MIDLAND, Texas (Nexstar) – A proposed development in Midland is prompting some homeowners to speak out.
Several dozen Midland homeowners from the Grassland and Grassland West estates showed up to Tuesday’s Midland City Council meeting to speak against a proposed development on the Nueva Vista Golf Course.
It is facing purchase from a developer and single family housing would likely be built on the land.
The golf course lies both on city and county land. The issue at hand Tuesday was whether to annex a triangle-shaped piece of county land, about 20 acres, into the city of Midland, then re-zone it under an agricultural zoning code, called “AE” or agricultural estate.
It’s the same zoning code the Nueva Vista course is under.
Some homeowners said they fear that would lead to the golf course being rezoned entirely, then a developer buying entire plots of the golf course, and developing the Nueva Vista course into housing.
“But the problem we’re dealing with today isn’t that in my opinion. We’ve already received a plat from the developer – that’s not his endgame. AG is not the endgame, it’s to develop single family housing,” said Amy Stretcher Burkes of the Grassland Estate HOA. “The impact is huge. I think one concern is about our property values. We all paid a premium to live on the golf course, and this is our home. We’re a little bit concerned. We heard from the council that this is a limited government issue, and we don’t believe that’s correct. Council intervention should change zoning… picking winners and losers is not limited government.”

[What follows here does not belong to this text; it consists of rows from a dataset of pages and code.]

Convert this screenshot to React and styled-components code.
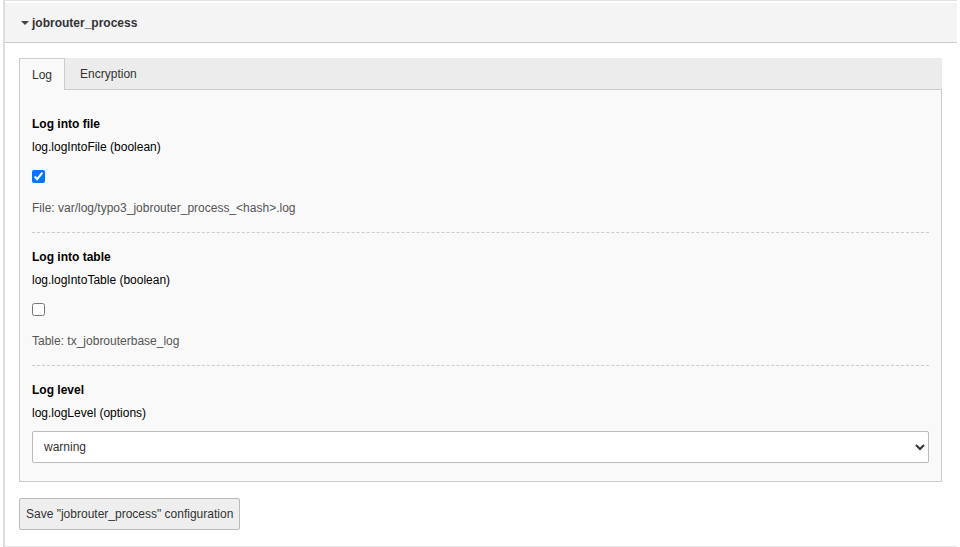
import styled, { createGlobalStyle } from "styled-components";

const Global = createGlobalStyle`
    body {
        margin: 0;
        background: #fff;
        font-family: "Liberation Sans", Arial, sans-serif;
        font-size: 12px;
        color: #333;
    }
`

export default function App() {
    return (
        <>
            <Global />
            <Panel>
                <Header>
                    <Caret />
                    jobrouter_process
                </Header>
                <Body>
                    <Tabs>
                        <TabStrip>
                            <Tab active>Log</Tab>
                            <Tab>Encryption</Tab>
                        </TabStrip>
                        <TabContent>
                            <Section>
                                <Title>Log into file</Title>
                                <Desc>log.logIntoFile (boolean)</Desc>
                                <Check type="checkbox" defaultChecked />
                                <Hint>File: var/log/typo3_jobrouter_process_&lt;hash&gt;.log</Hint>
                            </Section>
                            <Section>
                                <Title>Log into table</Title>
                                <Desc>log.logIntoTable (boolean)</Desc>
                                <Check type="checkbox" />
                                <Hint>Table: tx_jobrouterbase_log</Hint>
                            </Section>
                            <Section last>
                                <Title>Log level</Title>
                                <Desc>log.logLevel (options)</Desc>
                                <Select defaultValue="warning">
                                    <option value="debug">debug</option>
                                    <option value="info">info</option>
                                    <option value="notice">notice</option>
                                    <option value="warning">warning</option>
                                    <option value="error">error</option>
                                </Select>
                            </Section>
                        </TabContent>
                    </Tabs>
                    <SaveButton>Save "jobrouter_process" configuration</SaveButton>
                </Body>
            </Panel>
        </>
    );
}

const Panel = styled.div`
    margin-left: 3px;
    width: 952px;
    border-top: 1px solid #e2e2e2;
    border-left: 2px solid #ddd;
    border-bottom: 2px solid #e6e6e6;
    padding-top: 2px;
`

const Header = styled.div`
    height: 39px;
    background: #f4f4f4;
    border-bottom: 1px solid #ccc;
    display: flex;
    align-items: center;
    padding-left: 16px;
    font-weight: bold;
    color: #333;
`

const Caret = styled.span`
    width: 0;
    height: 0;
    border-left: 4px solid transparent;
    border-right: 4px solid transparent;
    border-top: 4px solid #444;
    margin-right: 3px;
    margin-top: 1px;
`

const Body = styled.div`
    padding: 15px 13px 16px 14px;
`

const Tabs = styled.div`
    width: 923px;
`

const TabStrip = styled.div`
    height: 32px;
    box-sizing: border-box;
    background: #ececec;
    display: flex;
    border-bottom: 1px solid #ccc;
`

const Tab = styled.div`
    display: flex;
    align-items: center;
    padding: 0 ${(p) => (p.active ? "12px" : "14px")};
    height: ${(p) => (p.active ? "32px" : "31px")};
    box-sizing: border-box;
    background: ${(p) => (p.active ? "#f9f9f9" : "transparent")};
    border: ${(p) => (p.active ? "1px solid #ccc" : "1px solid transparent")};
    border-bottom: none;
    color: #333;
    cursor: pointer;
`

const TabContent = styled.div`
    background: #f9f9f9;
    border: 1px solid #ccc;
    border-top: none;
    padding: 10px 12px 8px 12px;
`

const Section = styled.div`
    padding: 15px 0 ${(p) => (p.last ? "10px" : "15px")};
    border-bottom: ${(p) => (p.last ? "none" : "1px dashed #ccc")};
    display: flex;
    flex-direction: column;
    align-items: flex-start;
`

const Title = styled.div`
    font-weight: bold;
    line-height: 18px;
    color: #000;
`

const Desc = styled.div`
    line-height: 18px;
    margin-top: 5px;
    color: #000;
`

const Check = styled.input`
    width: 13px;
    height: 13px;
    margin: 14px 0 0 0;
    accent-color: #0075ff;
`

const Hint = styled.div`
    line-height: 18px;
    margin-top: 16px;
    color: #555;
`

const Select = styled.select`
    margin-top: 9px;
    width: 100%;
    height: 32px;
    border: 1px solid #bbb;
    border-radius: 2px;
    background: #fff;
    padding: 0 7px;
    font-family: "Liberation Sans", Arial, sans-serif;
    font-size: 12px;
    color: #333;
`

const SaveButton = styled.button`
    margin-top: 16px;
    height: 32px;
    padding: 0 6px;
    background: #eee;
    border: 1px solid #bbb;
    border-radius: 2px;
    font-family: "Liberation Sans", Arial, sans-serif;
    font-size: 12px;
    color: #333;
    cursor: pointer;
`
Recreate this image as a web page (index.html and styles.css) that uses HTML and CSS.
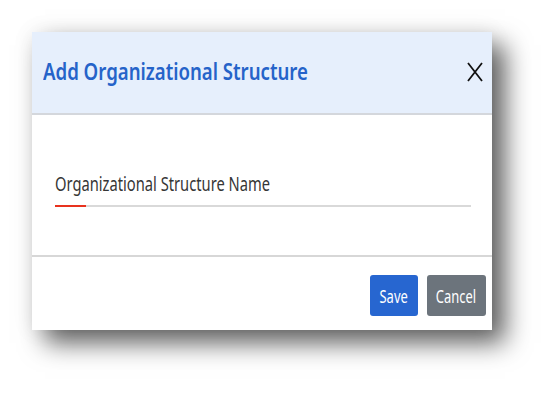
FILE: index.html
```html
<!DOCTYPE html>
<html lang="en">
<head>
<meta charset="utf-8">
<title>Add Organizational Structure</title>
<link rel="stylesheet" href="styles.css">
</head>
<body>
<div class="stage">
  <div class="dialog">
    <div class="dialog-header">
      <h2 class="dialog-title"><span class="squish">Add Organizational Structure</span></h2>
      <button class="close-btn" aria-label="Close">
        <svg width="16" height="20" viewBox="0 0 16 20"><path d="M1 1 L15 19 M15 1 L1 19" stroke="#111" stroke-width="1.8" fill="none"/></svg>
      </button>
    </div>
    <div class="dialog-body">
      <label class="field">
        <span class="field-label"><span class="squish squish-label">Organizational Structure Name</span></span>
        <span class="field-line"><span class="field-accent"></span></span>
      </label>
    </div>
    <div class="dialog-footer">
      <button class="btn btn-primary"><span class="squish">Save</span></button>
      <button class="btn btn-secondary"><span class="squish">Cancel</span></button>
    </div>
  </div>
</div>
</body>
</html>
```

FILE: styles.css
```css
html, body {
  margin: 0;
  padding: 0;
  background: #ffffff;
}
body {
  font-family: "Noto Sans", "Open Sans", sans-serif;
  width: 554px;
  height: 394px;
  overflow: hidden;
}
.stage {
  padding: 32px 0 0 32px;
}
.dialog {
  width: 460px;
  height: 298px;
  background: #ffffff;
  display: flex;
  flex-direction: column;
  box-shadow: 13px 13px 24px rgba(0, 0, 0, 0.62), 0 0 22px rgba(0, 0, 0, 0.07);
}
.squish {
  display: inline-block;
  transform: scaleX(0.775);
  transform-origin: left center;
  white-space: nowrap;
}
.squish-label {
  transform: scaleX(0.735);
}
.dialog-header {
  height: 81px;
  background: #e6effc;
  border-bottom: 2px solid #d4d7dc;
  display: flex;
  align-items: center;
  justify-content: space-between;
  padding: 0 9px 0 11px;
}
.dialog-title {
  margin: 0;
  font-size: 24px;
  font-weight: 600;
  color: #2563c9;
  width: 320px;
  line-height: 1;
  padding-bottom: 4px;
}
.close-btn {
  border: 0;
  background: none;
  padding: 0;
  width: 16px;
  height: 20px;
  display: flex;
  margin-bottom: 1px;
}
.dialog-body {
  height: 142px;
  padding: 0 21px 0 23px;
  border-bottom: 2px solid #d7d7d7;
  box-sizing: border-box;
}
.field {
  display: flex;
  flex-direction: column;
  padding-top: 56px;
}
.field-label {
  font-size: 20px;
  color: #363636;
  line-height: 26px;
  height: 26px;
  width: 300px;
}
.field-line {
  display: block;
  margin-top: 8px;
  height: 2px;
  background: #d9d9d9;
}
.field-accent {
  display: block;
  width: 31px;
  height: 2px;
  background: #e8321e;
}
.dialog-footer {
  flex: 1;
  display: flex;
  justify-content: flex-end;
  align-items: flex-start;
  gap: 9px;
  padding: 18px 6px 0 0;
}
.btn {
  border: 0;
  border-radius: 3px;
  height: 41px;
  color: #ffffff;
  font-family: "Noto Sans", "Open Sans", sans-serif;
  font-size: 18px;
  padding: 0;
  display: flex;
  align-items: center;
  justify-content: center;
}
.btn .squish {
  transform: scaleX(0.72);
  transform-origin: center center;
}
.btn-primary {
  width: 48px;
  background: #2766d0;
}
.btn-secondary {
  width: 59px;
  background: #6c747c;
}
```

“That area is emerging wetlands. Animals cling to that land along the golf course. It needs to be protected and permitted,” said Becky Hise, a retired environmentalist.

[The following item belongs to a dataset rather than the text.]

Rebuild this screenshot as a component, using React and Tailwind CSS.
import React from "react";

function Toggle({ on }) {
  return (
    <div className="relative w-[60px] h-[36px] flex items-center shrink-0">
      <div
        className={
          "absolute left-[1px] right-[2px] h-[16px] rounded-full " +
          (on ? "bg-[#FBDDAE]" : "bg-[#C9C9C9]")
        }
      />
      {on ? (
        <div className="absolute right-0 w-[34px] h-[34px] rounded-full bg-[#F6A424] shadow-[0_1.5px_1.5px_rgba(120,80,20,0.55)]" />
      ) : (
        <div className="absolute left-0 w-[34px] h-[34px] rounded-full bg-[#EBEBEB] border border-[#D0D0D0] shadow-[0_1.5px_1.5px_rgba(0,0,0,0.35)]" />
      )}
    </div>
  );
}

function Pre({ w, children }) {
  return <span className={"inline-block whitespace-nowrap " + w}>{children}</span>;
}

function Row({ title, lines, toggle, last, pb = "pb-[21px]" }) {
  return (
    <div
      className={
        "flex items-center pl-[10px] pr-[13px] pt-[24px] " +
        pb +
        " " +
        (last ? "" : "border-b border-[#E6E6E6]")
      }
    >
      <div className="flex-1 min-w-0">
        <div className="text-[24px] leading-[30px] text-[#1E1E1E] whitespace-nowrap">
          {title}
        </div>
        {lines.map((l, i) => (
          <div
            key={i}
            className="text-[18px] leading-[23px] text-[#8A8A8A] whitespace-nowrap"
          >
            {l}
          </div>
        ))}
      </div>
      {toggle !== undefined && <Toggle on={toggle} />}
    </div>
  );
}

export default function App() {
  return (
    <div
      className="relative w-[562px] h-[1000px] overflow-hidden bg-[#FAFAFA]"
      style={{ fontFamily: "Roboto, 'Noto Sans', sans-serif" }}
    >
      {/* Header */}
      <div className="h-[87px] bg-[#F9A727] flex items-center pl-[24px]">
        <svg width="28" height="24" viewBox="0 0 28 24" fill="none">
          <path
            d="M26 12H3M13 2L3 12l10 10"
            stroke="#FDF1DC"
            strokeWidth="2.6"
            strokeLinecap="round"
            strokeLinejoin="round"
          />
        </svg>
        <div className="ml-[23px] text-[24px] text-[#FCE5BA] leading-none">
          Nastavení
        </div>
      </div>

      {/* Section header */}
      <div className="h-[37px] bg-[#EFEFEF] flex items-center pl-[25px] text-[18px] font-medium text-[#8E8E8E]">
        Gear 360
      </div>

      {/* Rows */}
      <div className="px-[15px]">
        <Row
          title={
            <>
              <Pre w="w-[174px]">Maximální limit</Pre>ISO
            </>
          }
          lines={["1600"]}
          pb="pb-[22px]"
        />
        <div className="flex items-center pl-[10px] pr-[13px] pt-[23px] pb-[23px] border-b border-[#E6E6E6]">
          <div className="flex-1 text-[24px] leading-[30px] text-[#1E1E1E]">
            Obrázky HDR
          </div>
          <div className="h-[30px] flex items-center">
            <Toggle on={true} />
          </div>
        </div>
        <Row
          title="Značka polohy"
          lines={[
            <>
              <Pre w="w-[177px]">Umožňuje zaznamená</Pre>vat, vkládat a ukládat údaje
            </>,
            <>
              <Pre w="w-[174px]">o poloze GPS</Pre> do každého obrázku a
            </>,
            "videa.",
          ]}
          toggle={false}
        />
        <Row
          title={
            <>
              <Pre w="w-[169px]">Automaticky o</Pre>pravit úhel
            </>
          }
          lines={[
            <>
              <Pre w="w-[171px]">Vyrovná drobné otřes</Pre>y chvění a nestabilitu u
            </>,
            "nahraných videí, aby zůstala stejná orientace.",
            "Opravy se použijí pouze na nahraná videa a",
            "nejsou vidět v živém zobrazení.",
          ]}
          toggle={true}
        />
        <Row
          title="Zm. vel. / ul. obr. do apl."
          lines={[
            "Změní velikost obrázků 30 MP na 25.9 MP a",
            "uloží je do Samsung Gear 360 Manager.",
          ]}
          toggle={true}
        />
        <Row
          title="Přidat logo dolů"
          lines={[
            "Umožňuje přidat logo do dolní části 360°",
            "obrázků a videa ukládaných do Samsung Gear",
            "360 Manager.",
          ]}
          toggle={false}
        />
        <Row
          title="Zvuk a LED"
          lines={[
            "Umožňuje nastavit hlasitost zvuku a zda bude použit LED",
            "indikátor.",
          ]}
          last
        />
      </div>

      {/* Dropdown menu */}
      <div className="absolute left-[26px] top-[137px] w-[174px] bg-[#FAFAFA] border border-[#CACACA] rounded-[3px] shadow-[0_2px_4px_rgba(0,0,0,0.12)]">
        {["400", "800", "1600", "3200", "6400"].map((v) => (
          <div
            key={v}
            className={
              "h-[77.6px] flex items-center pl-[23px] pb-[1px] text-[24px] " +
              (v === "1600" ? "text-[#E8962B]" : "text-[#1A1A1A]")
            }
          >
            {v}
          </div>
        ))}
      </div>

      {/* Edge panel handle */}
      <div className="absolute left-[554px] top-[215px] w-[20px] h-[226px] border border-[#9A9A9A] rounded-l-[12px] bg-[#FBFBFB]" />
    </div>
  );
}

“I think all of Grasslands and Grasslands West won’t be as desirable,” said Autumn Winkles, the executive director of the brand new non-profit, Fore Midland.
Autumn says she’s been in talks with the developer and that the developer backed down from proposing apartments and small lots. Autumn also said converting the golf course would leave Midland without a green space on the West side.

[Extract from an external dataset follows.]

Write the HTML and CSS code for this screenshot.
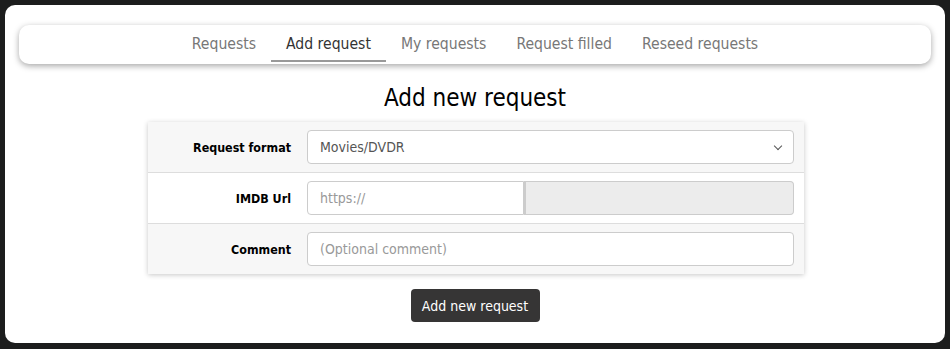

“So, allowing a developer to come in and turn it into housing would be detrimental to all of Midland, because all of Midland will be losing green space,” Winkles said.
The vote to annex the 20-acre plot of land was deferred. One councilmember voted not to defer: at-large councilmember Spencer Robnett.
“I think that 20 acres, it’s an outlier, its adjacent to the city limits. It’s a pretty straight forward annexation in my opinion,” Robnett said. “But, I think the final plan is to be determined and what the neighborhood says or what the city council decides. I just don’t know where we are going to be on that right now.”
An engineer with the developer said during public comment that there are more plans for the future. But it would all begin by annexing the 20 acre plot of land first. The issue of annexation is expected to be revisited in the coming months. Several homeowners said they are trying to compromise with the developer over a round of talks.